Il y a à peine 5 ans, elle quittait Madagascar pour immigrer au Québec.
Depuis qu’elle a démarré son entreprise
Marclan en 2014, Andry Lant Rakoto a connu des hauts et des bas.
Elle a « pivoté » quelques fois, elle a connu des périodes de « vaches maigres », elle s’est engagée dans plusieurs nouvelles relations d’affaires, etc. Les défis de réseautage et de développement de marchés ne manquent pas. 

Les choses sont désormais stabilisées. Elle affronte l’avenir avec confiance, très fière du chemin parcouru jusqu’à présent. Épouse engagée et mère de 2 enfants en bas âge, elle a par ailleurs appris à ne rien prendre pour acquis et à gérer ses émotions en privé.

« Il faut beaucoup d’humilité quand on démarre en affaires. Cela affecte l’évaluation de notre propre travail dans le cadre du développement de notre entreprise, de son évolution ou de l’état d’esprit avec lequel on l’exécute », explique Andry. 

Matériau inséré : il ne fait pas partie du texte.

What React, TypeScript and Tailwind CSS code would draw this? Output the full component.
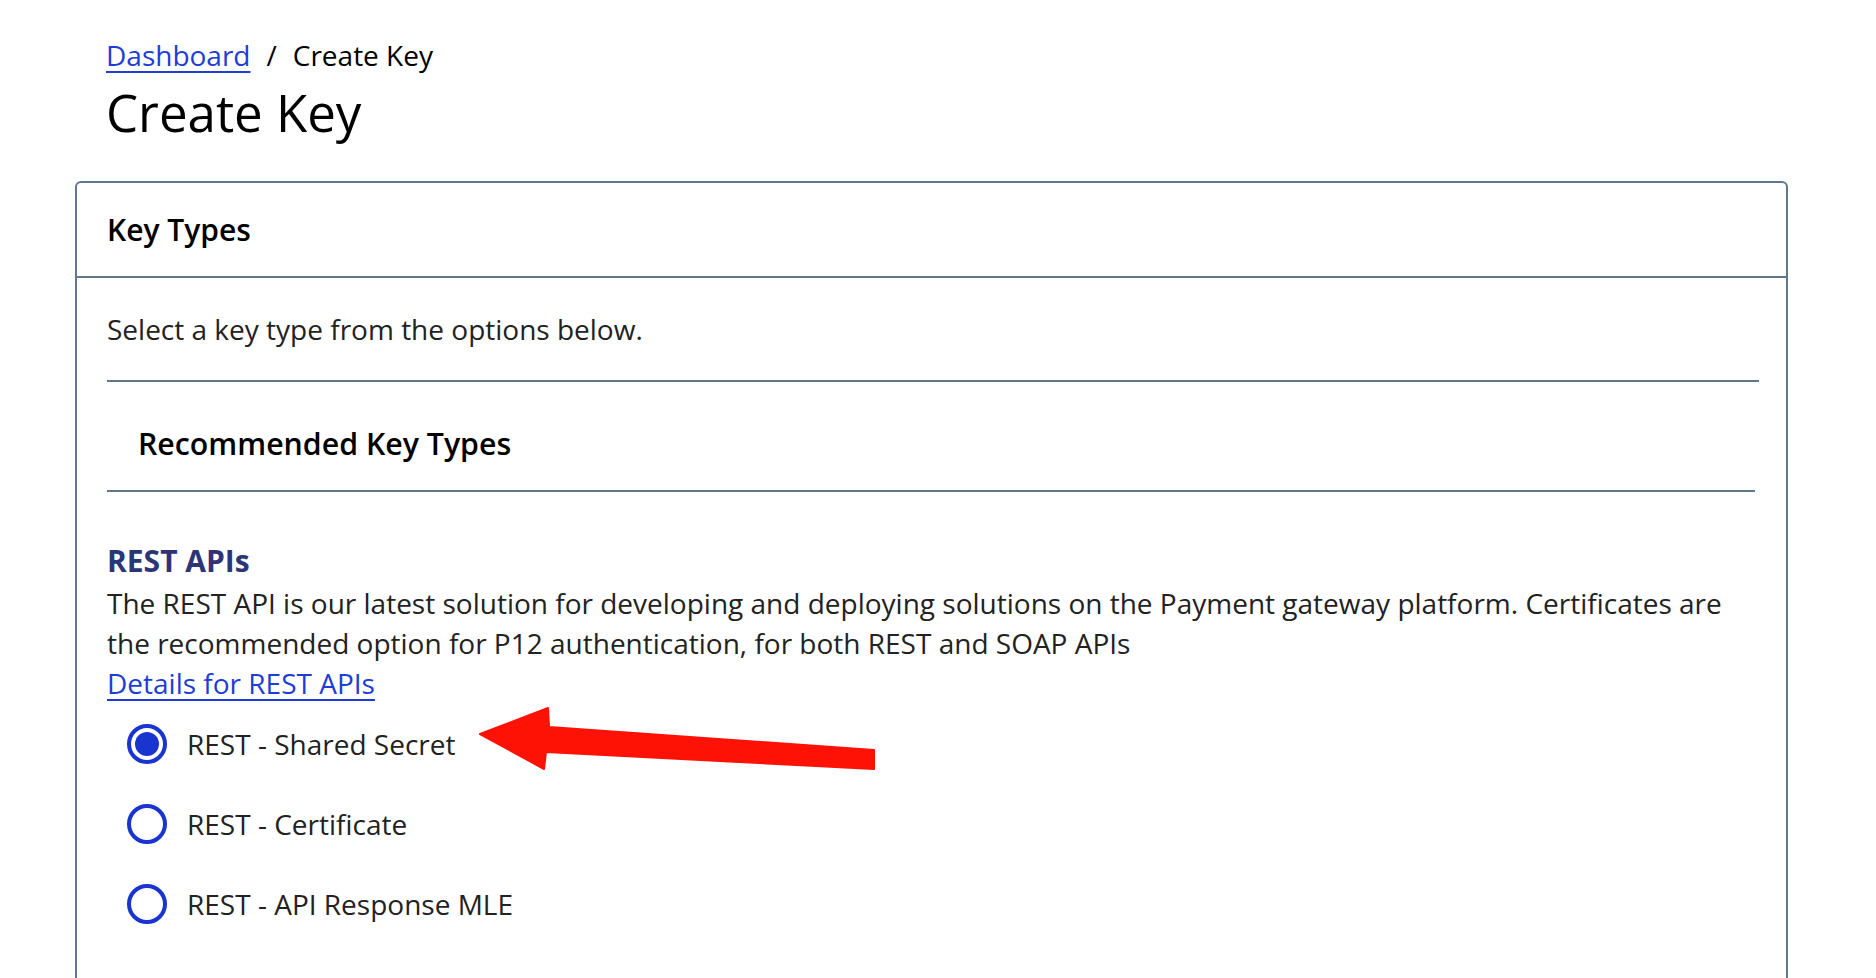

« Mon impatience, c’est ce que j’ai le plus de difficulté à gérer au quotidien. Il faut apprendre à laisser le temps faire son oeuvre. Et, le sentiment d’impuissance, c’est peut-être l’émotion qui m’a le plus surprise jusqu’à présent. C’est d’autant plus difficile à vivre dans les débuts, quand on vit de la solitude et qu’il faut s’encourager soi-même. C’est connu, les gens de l’extérieur attendent les résultats avant de nous donner des « tapes » dans le dos… » poursuit-elle.

Dans l’oeil du dragon, à côté des émotions

Le financement de notre projet d’entreprise fait partie de ces « tapes » dans le dos. Le cautionnement de notre stratégie par des investisseurs reconnus a un effet très motivant. Les émissions de télévision portant sur le financement de startups telles que Dans l’oeil du dragon connaissent actuellement une popularité incontestable auprès du grand public et nourrissent une image très positive des fondateurs d’entreprises. Démarrer en affaires n’aura jamais été aussi « glamour »! 

Ces émissions ont le mérite de vulgariser les processus de démarrage d’entreprise, de démystifier les différents modèles d’affaires et de mettre sur la sellette des entrepreneurs audacieux.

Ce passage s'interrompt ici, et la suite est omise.